24 April 2006 | Helen Gilbert
Consumer power is forcing UK supermarkets to source the majority of organic produce from domestic producers.
According to the Soil Associations's annual supermarket survey, five of the eight main food retailers now source over three-quarters of key organic foods within the UK, compared to just two of the eight in 2003.
Waitrose, which has topped the association's league of best organic retailers since 2003, buys 89 per cent of its potatoes, apples, carrots, onions, pork, beef, chicken and lamb from UK farmers, as does Marks & Spencer. Sainsbury's sources 86 per cent of these products locally, Tesco 78 per cent and the Co-op 76 per cent.

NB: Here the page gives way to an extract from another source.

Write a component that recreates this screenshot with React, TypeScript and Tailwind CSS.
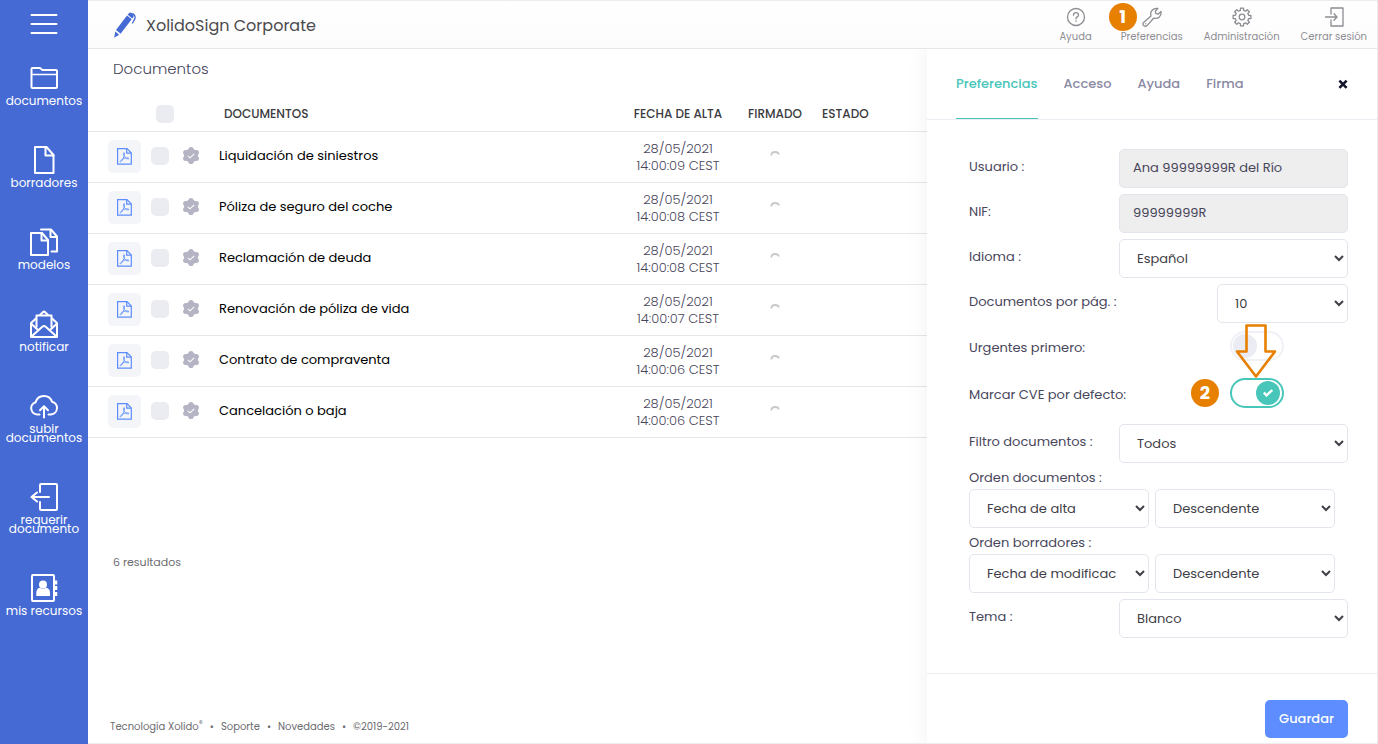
import { useState } from "react";
import type { ReactNode } from "react";

const documents = [
  { name: "Liquidación de siniestros", date: "28/05/2021", time: "14:00:09 CEST" },
  { name: "Póliza de seguro del coche", date: "28/05/2021", time: "14:00:08 CEST" },
  { name: "Reclamación de deuda", date: "28/05/2021", time: "14:00:08 CEST" },
  { name: "Renovación de póliza de vida", date: "28/05/2021", time: "14:00:07 CEST" },
  { name: "Contrato de compraventa", date: "28/05/2021", time: "14:00:06 CEST" },
  { name: "Cancelación o baja", date: "28/05/2021", time: "14:00:06 CEST" },
];

function SideIcon({ children }: { children: ReactNode }) {
  return (
    <svg
      viewBox="0 0 28 28"
      className="size-7"
      fill="none"
      stroke="currentColor"
      strokeWidth="2"
      strokeLinejoin="round"
      strokeLinecap="round"
      aria-hidden="true"
    >
      {children}
    </svg>
  );
}

const navItems = [
  {
    label: "documentos",
    icon: (
      <SideIcon>
        <path d="M1.500 23V5q0-1 1-1H10l2.500 2H26q1 0 1 1v16q0 1-1 1H2.500q-1 0-1-1" />
        <path d="M2 10.500h25" strokeWidth="1.300" />
      </SideIcon>
    ),
  },
  {
    label: "borradores",
    icon: (
      <SideIcon>
        <path d="M5 1h11.500l7 8v18H5z" />
        <path d="M15.500 1.500V9.500h8" />
      </SideIcon>
    ),
  },
  {
    label: "modelos",
    icon: (
      <SideIcon>
        <path d="M1 5h11l6 7v15H1z" />
        <path d="M11.500 5.500V12.500H18" />
        <path d="M11 1.500h10l6 7v15h-5.500M20.500 2v7H27" />
      </SideIcon>
    ),
  },
  {
    label: "notificar",
    icon: (
      <SideIcon>
        <path d="M6.500 17V5.500h15V17" />
        <path d="M10 5l2.800-2.800q1.200-1.200 2.400 0L18 5" />
        <path d="M6 8.500L1 13v14h26V13l-5-4.500" />
        <path d="M1.500 26.500l10.800-9.800q1.700-1.500 3.400 0l10.800 9.800" />
        <path d="M1.500 14L8 20M26.500 14L20 20" />
      </SideIcon>
    ),
  },
  {
    label: "subir documentos",
    icon: (
      <SideIcon>
        <path d="M9.500 22.500H7.500A6.300 6.300 0 0 1 5.600 10.200A8.600 8.600 0 0 1 22 9.700A6.500 6.500 0 0 1 21 22.500H18.500" />
        <path d="M14 25.500V14.500M10 18.200l4-4 4 4" />
      </SideIcon>
    ),
  },
  {
    label: "requerir documento",
    icon: (
      <SideIcon>
        <path d="M10 9V2q0-1 1-1h15q1 0 1 1v24q0 1-1 1H11q-1 0-1-1v-7" />
        <path d="M19 14H1.500M7 9.500L1.500 14l5.500 4.500" />
      </SideIcon>
    ),
  },
  {
    label: "mis recursos",
    icon: (
      <SideIcon>
        <rect x="2" y="1" width="22" height="26" rx="1" />
        <path d="M26 6.500v4M26 12v4M26 18v4" strokeWidth="2.500" strokeLinecap="butt" />
        <circle cx="13" cy="10.500" r="4" fill="currentColor" stroke="none" />
        <path
          d="M6.300 22v-3q0-4.500 3.600-5.200q3.100 2 6.200 0q3.900.7 3.900 5.200v3z"
          fill="currentColor"
          stroke="none"
        />
      </SideIcon>
    ),
  },
];

function PenLogo() {
  return (
    <svg viewBox="0 0 22 26" className="h-[26px] w-[22px] fill-[#456ad4]" aria-hidden="true">
      <path d="M.2 25.800L1.200 19.500L5.200 22.800z" />
      <path d="M2 18L13 3.500L17.700 7.300L6.600 21.800z" />
      <path d="M13.700 2.700L14.900 1.200Q16.300-.1 18 1.200L19 2Q20.400 3.500 19 5.500L18.200 6.500z" />
      <path
        d="M18.600 1.200Q22 3.600 20.800 6.900L18.300 11.500"
        fill="none"
        stroke="#456ad4"
        strokeWidth="1.300"
      />
    </svg>
  );
}

// Eight square teeth, four corner points per tooth.
const gearPath =
  Array.from({ length: 8 }, (_, i) => {
    const corners = [
      [-14, 6.8],
      [-9.5, 9],
      [9.5, 9],
      [14, 6.8],
    ];
    return corners
      .map(([offset, radius], j) => {
        const angle = ((i * 45 + offset) * Math.PI) / 180;
        const x = (10 + radius * Math.sin(angle)).toFixed(2);
        const y = (10 - radius * Math.cos(angle)).toFixed(2);
        return `${i === 0 && j === 0 ? "M" : "L"}${x} ${y}`;
      })
      .join("");
  }).join("") + "z";

function TopIcon({ children }: { children: ReactNode }) {
  return (
    <svg
      viewBox="0 0 20 20"
      className="size-5"
      fill="none"
      stroke="currentColor"
      strokeWidth="1.300"
      strokeLinejoin="round"
      strokeLinecap="round"
      aria-hidden="true"
    >
      {children}
    </svg>
  );
}

function PdfIcon() {
  return (
    <svg viewBox="0 0 15 17" className="h-[17px] w-[15px]" fill="none" stroke="currentColor" strokeWidth="1.200" aria-hidden="true">
      <path d="M.6.6H10L14.300 5V16.200H.6z" />
      <path d="M9.700.8V5.200H14.200" />
      <path
        d="M6.900 4.500Q5.900 5.200 6.800 7.500Q7.800 9.800 9.600 10.700Q11.600 11.300 12 10.500Q11.700 9.500 8.800 9.900Q5.600 10.500 4 12.300Q2.600 13.800 3.300 14Q4.500 13.800 5.900 11Q7.400 8 7.500 6Q7.500 4.500 6.900 4.500z"
        strokeWidth=".8"
      />
    </svg>
  );
}

function Seal() {
  return (
    <svg viewBox="0 0 16 17" className="h-[17px] w-4 fill-[#b5b4c4]" role="img" aria-label="Sellado">
      <path d="M8 .8L14.900 4.600V12.400L8 16.200L1.100 12.400V4.600z" />
      <circle cx="8" cy="2.600" r="2.600" />
      <circle cx="8" cy="14.400" r="2.600" />
      <circle cx="2.600" cy="5.400" r="2.500" />
      <circle cx="13.400" cy="5.400" r="2.500" />
      <circle cx="2.600" cy="11.600" r="2.500" />
      <circle cx="13.400" cy="11.600" r="2.500" />
      <path d="M4.800 8.800l2.200 2 4.200-4" fill="none" stroke="#fff" strokeWidth="1.100" />
    </svg>
  );
}

function Box({ label }: { label: string }) {
  return (
    <input
      type="checkbox"
      aria-label={label}
      className="block size-[18px] appearance-none rounded-[5px] bg-[#ebecf1] checked:bg-[#5d8dfe]"
    />
  );
}

function Badge({ children }: { children: ReactNode }) {
  return (
    <span className="flex size-7 items-center justify-center rounded-full bg-[#e77f00] text-lg font-bold text-white">
      {children}
    </span>
  );
}

function Toggle({ id, initial }: { id: string; initial: boolean }) {
  const [on, setOn] = useState(initial);
  return (
    <span className="relative flex">
      <input
        id={id}
        type="checkbox"
        role="switch"
        checked={on}
        onChange={(e) => setOn(e.target.checked)}
        className="peer h-[30px] w-[54px] appearance-none rounded-full border-2 border-[#f0f1f6] checked:border-[#48c6b9]"
      />
      <span className="pointer-events-none absolute top-[3px] left-[3px] flex size-6 items-center justify-center rounded-full bg-[#ebecf3] peer-checked:left-[26px] peer-checked:bg-[#48c6b9]">
        {on && (
          <svg viewBox="0 0 10 8" className="h-2 w-2.5" fill="none" stroke="#fff" strokeWidth="2.400" aria-hidden="true">
            <path d="M.8 3.600l2.800 2.800L9.200 1" />
          </svg>
        )}
      </span>
    </span>
  );
}

function Select({ id, label, options, width }: { id: string; label?: string; options: string[]; width: string }) {
  return (
    <select
      id={id}
      aria-label={label}
      className={`h-[39px] rounded-[5px] border border-[#e2e5ec] bg-white pr-4 pl-[13px] text-[13px] text-[#3f4047] ${width}`}
    >
      {options.map((o) => (
        <option key={o}>{o}</option>
      ))}
    </select>
  );
}

function Field({ id, label, children }: { id: string; label: string; children: ReactNode }) {
  return (
    <div className="flex h-[39px] items-center justify-between">
      <label htmlFor={id} className="pb-1">
        {label}
      </label>
      {children}
    </div>
  );
}

function ReadOnly({ id, value }: { id: string; value: string }) {
  return (
    <input
      id={id}
      readOnly
      value={value}
      className="h-[39px] w-[229px] rounded-[5px] border border-[#e2e5ec] bg-[#eeeeee] px-[13px] pb-0.5 text-[#48465b]"
    />
  );
}

export default function App() {
  return (
    <div className="flex min-h-screen bg-white font-['Poppins','Inter',sans-serif] text-[13px] text-[#48465b]">
      <aside className="w-[88px] shrink-0 bg-[#456ad4] text-xs text-white">
        <button type="button" aria-label="Menú" className="mx-auto block pt-2.5">
          <svg viewBox="0 0 28 28" className="size-7" stroke="currentColor" strokeWidth="2" strokeLinecap="round" aria-hidden="true">
            <path d="M1.500 5h25M1.500 14h25M1.500 23h25" />
          </svg>
        </button>
        <nav className="mt-[25px] flex flex-col gap-10">
          {navItems.map((item) => (
            <a key={item.label} href="#" className="flex flex-col items-center gap-[3px] text-center leading-[9px]">
              <span className="flex h-[30px] items-center">{item.icon}</span>
              <span className="px-1">{item.label}</span>
            </a>
          ))}
        </nav>
      </aside>

      <div className="flex min-w-0 grow flex-col border-y border-r border-[#ededf0]">
        <header className="flex h-12 shrink-0 items-center justify-between border-b border-[#e5e5ea] bg-linear-to-b from-white to-[#fcfcfc] pr-2.5 pl-[26px]">
          <div className="flex items-center gap-2.5 text-base text-[#4b4b4f]">
            <PenLogo />
            <h1 className="pt-0.5">XolidoSign Corporate</h1>
          </div>
          <nav className="flex gap-[21px] text-[10px] leading-3 text-[#8d8d93]">
            <a href="#" className="flex flex-col items-center gap-1">
              <TopIcon>
                <circle cx="10" cy="10" r="8.500" />
                <path d="M7.400 8.100Q7.600 5.600 10 5.600T12.500 7.900Q12.500 9.200 11.200 9.900T10 11.900M10 13.900v.4" />
              </TopIcon>
              Ayuda
            </a>
            <a href="#" className="relative ml-2 flex flex-col items-center gap-1">
              <TopIcon>
                <path d="M1.600 15.600L9 8.900Q8 5.300 10.400 3Q12.700.7 15.800 1.500L13.300 4.200L13.900 6.600L16.200 7.200L18.900 4.400Q19.700 7.700 17.400 9.900Q15.100 12 11.600 11.200L5 18.600Q3.300 20 1.700 18.500T1.600 15.600z" />
                <path d="M3.700 16.700v.1" />
              </TopIcon>
              Preferencias
              <span className="absolute -top-1 -left-3">
                <Badge>1</Badge>
              </span>
            </a>
            <a href="#" className="flex flex-col items-center gap-1">
              <TopIcon>
                <path d={gearPath} />
                <circle cx="10" cy="10" r="2.800" />
              </TopIcon>
              Administración
            </a>
            <a href="#" className="flex flex-col items-center gap-1">
              <TopIcon>
                <path d="M7 7V1h12v18H7v-6M1.500 10H13M10 6.800l3 3.200-3 3.200" />
              </TopIcon>
              Cerrar sesión
            </a>
          </nav>
        </header>

        <div className="flex grow">
          <main className="flex min-w-0 grow flex-col">
            <h2 className="flex h-10 items-center pl-[25px] text-[15px] font-light">Documentos</h2>
            <table className="w-full table-fixed border-collapse">
              <colgroup>
                <col className="w-[63px]" />
                <col className="w-8" />
                <col className="w-9" />
                <col />
                <col className="w-[114px]" />
                <col className="w-20" />
                <col className="w-[112px]" />
              </colgroup>
              <thead className="text-xs text-[#3a3a40]">
                <tr className="h-[42px] border-b border-[#e5e5ea] text-left">
                  <td />
                  <td className="pt-2 pl-[5px]">
                    <Box label="Seleccionar todos" />
                  </td>
                  <td />
                  <th className="pt-2 pl-[5px] font-medium">DOCUMENTOS</th>
                  <th className="pt-2 text-center font-medium">FECHA DE ALTA</th>
                  <th className="pt-2 text-center font-medium">FIRMADO</th>
                  <th className="pt-2 pl-[7px] font-medium">ESTADO</th>
                </tr>
              </thead>
              <tbody>
                {documents.map((doc) => (
                  <tr key={doc.name} className="h-[51px] border-b border-[#e5e5ea]">
                    <td className="pl-5">
                      <button
                        type="button"
                        aria-label="Ver PDF"
                        className="flex size-[33px] items-center justify-center rounded-[5px] bg-[#f3f5f9] text-[#5d8dfe]"
                      >
                        <PdfIcon />
                      </button>
                    </td>
                    <td className="pb-0.5">
                      <Box label={`Seleccionar ${doc.name}`} />
                    </td>
                    <td className="pb-0.5">
                      <Seal />
                    </td>
                    <td className="pb-0.5 text-black">{doc.name}</td>
                    <td className="text-center leading-[17px] font-light">
                      {doc.date}
                      <br />
                      {doc.time}
                    </td>
                    <td className="pb-1">
                      <svg viewBox="0 0 10 10" className="mx-auto size-2.5" fill="none" stroke="#c9c9c9" strokeWidth="1.800" role="img" aria-label="Cargando">
                        <path d="M1.200 5.500Q1.500 2 5 2T8.800 4.500" />
                      </svg>
                    </td>
                    <td />
                  </tr>
                ))}
              </tbody>
            </table>
            <p className="mt-[116px] pl-[25px] text-[11px] leading-4 text-[#6c6c70]">6 resultados</p>
            <footer className="mt-auto flex gap-[7px] pb-2 pl-[22px] text-[10px] leading-4 text-[#6c6c70]">
              <a href="#">
                Tecnología Xolido<sup className="text-[8px]">®</sup>
              </a>
              <span>•</span>
              <a href="#">Soporte</a>
              <span>•</span>
              <a href="#">Novedades</a>
              <span>•</span>
              <span>©2019-2021</span>
            </footer>
          </main>

          <section className="w-[450px] shrink-0 bg-white shadow-[0_0_20px_rgba(82,63,105,0.08)] [clip-path:inset(0_0_0_-24px)]">
            <div className="flex h-[71px] items-center justify-between border-b border-[#ebedf2] px-[29px]">
              <div role="tablist" className="flex h-full gap-[26px] font-medium text-[#8a89a3]">
                <button type="button" role="tab" aria-selected="true" className="border-b border-[#48c6b9] text-[#48c6b9]">
                  Preferencias
                </button>
                <button type="button" role="tab" aria-selected="false" className="border-b border-transparent">Acceso</button>
                <button type="button" role="tab" aria-selected="false" className="border-b border-transparent">Ayuda</button>
                <button type="button" role="tab" aria-selected="false" className="border-b border-transparent">Firma</button>
              </div>
              <button type="button" aria-label="Cerrar">
                <svg viewBox="0 0 10 10" className="size-2.5" stroke="#14142b" strokeWidth="2.600" aria-hidden="true">
                  <path d="M1.400 1.600l7.200 7.200M8.600 1.600L1.400 8.800" />
                </svg>
              </button>
            </div>

            <form onSubmit={(e) => e.preventDefault()}>
              <div className="border-b border-[#ebedf2] pt-[29px] pr-[29px] pb-[35px] pl-[42px]">
                <div className="flex flex-col gap-1.5">
                  <Field id="usuario" label="Usuario :">
                    <ReadOnly id="usuario" value="Ana 99999999R del Río" />
                  </Field>
                  <Field id="nif" label="NIF:">
                    <ReadOnly id="nif" value="99999999R" />
                  </Field>
                  <Field id="idioma" label="Idioma :">
                    <Select id="idioma" options={["Español", "English"]} width="w-[229px]" />
                  </Field>
                  <Field id="porpag" label="Documentos por pág. :">
                    <Select id="porpag" options={["10", "20", "50"]} width="w-[131px]" />
                  </Field>
                </div>
                <div className="my-2 flex items-center justify-between pr-16">
                  <label htmlFor="urgentes" className="pt-1">
                    Urgentes primero:
                  </label>
                  <div className="relative">
                    <Toggle id="urgentes" initial={false} />
                    <svg
                      viewBox="0 0 42 56"
                      className="pointer-events-none absolute -top-2 left-[5px] h-14 w-[42px]"
                      fill="none"
                      stroke="#e77f00"
                      strokeWidth="2.600"
                      strokeLinejoin="round"
                      aria-hidden="true"
                    >
                      <path d="M11.500 2.500h19v26h9.500L21 53.500L2 28.500h9.500z" />
                    </svg>
                  </div>
                </div>
                <div className="mt-[17px] mb-4 flex items-center justify-between pr-16">
                  <label htmlFor="cve" className="pt-1">
                    Marcar CVE por defecto:
                  </label>
                  <div className="flex items-center gap-[11px]">
                    <Badge>2</Badge>
                    <Toggle id="cve" initial={true} />
                  </div>
                </div>
                <Field id="filtro" label="Filtro documentos :">
                  <Select id="filtro" options={["Todos", "Firmados"]} width="w-[229px]" />
                </Field>
                <label htmlFor="orden-doc" className="mt-[5px] mb-px block leading-5">
                  Orden documentos :
                </label>
                <div className="flex gap-1.5">
                  <Select id="orden-doc" options={["Fecha de alta", "Nombre"]} width="w-[180px]" />
                  <Select id="sentido-doc" label="Sentido documentos" options={["Descendente", "Ascendente"]} width="w-[180px]" />
                </div>
                <label htmlFor="orden-bor" className="mt-[5px] mb-px block leading-5">
                  Orden borradores :
                </label>
                <div className="mb-1.5 flex gap-1.5">
                  <Select id="orden-bor" options={["Fecha de modificación", "Nombre"]} width="w-[180px]" />
                  <Select id="sentido-bor" label="Sentido borradores" options={["Descendente", "Ascendente"]} width="w-[180px]" />
                </div>
                <Field id="tema" label="Tema :">
                  <Select id="tema" options={["Blanco", "Oscuro"]} width="w-[229px]" />
                </Field>
              </div>
              <div className="flex justify-end pt-[26px] pr-[29px]">
                <button type="submit" className="h-[38px] rounded-[5px] bg-[#5d8dfe] px-3.5 font-medium text-white">
                  Guardar
                </button>
              </div>
            </form>
          </section>
        </div>
      </div>
    </div>
  );
}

Tesco now buys 74 per cent of its organic pork and 71 per cent of its organic beef from UK producers, compared to 58 per cent and 52 per cent respectively last year. Asda also sources 74 per cent of beef from the UK.
The report found the average availability of UK grown seasonal organic food staples had also risen from 72 per cent two years ago, to 82 per cent currently.
According to Peter Melchett, Soil Association policy director, positive consumer pressure is driving changes in purchasing patterns.
"Most, but not all, of the major supermarkets have raised their game in sourcing more seasonal, UK produced organic food thanks to persistent, public scrutiny from our supporters," Melchett said.
But it is often difficult, and impractical, to source locally, one major supermarket told supplymanagement.com.
A spokesperson for Asda said it was not always easy to source UK produce, particularly apples.
"Orchards take a number of years to come to fruition and organic orchards in the UK are limited so we have to go elsewhere to get them," he said.
In addition, 70 per cent of Asda's pork is sourced from Holland. "You might think that's terrible, but Holland is closer [to many stores] than some of our farms in Northern Ireland," he said.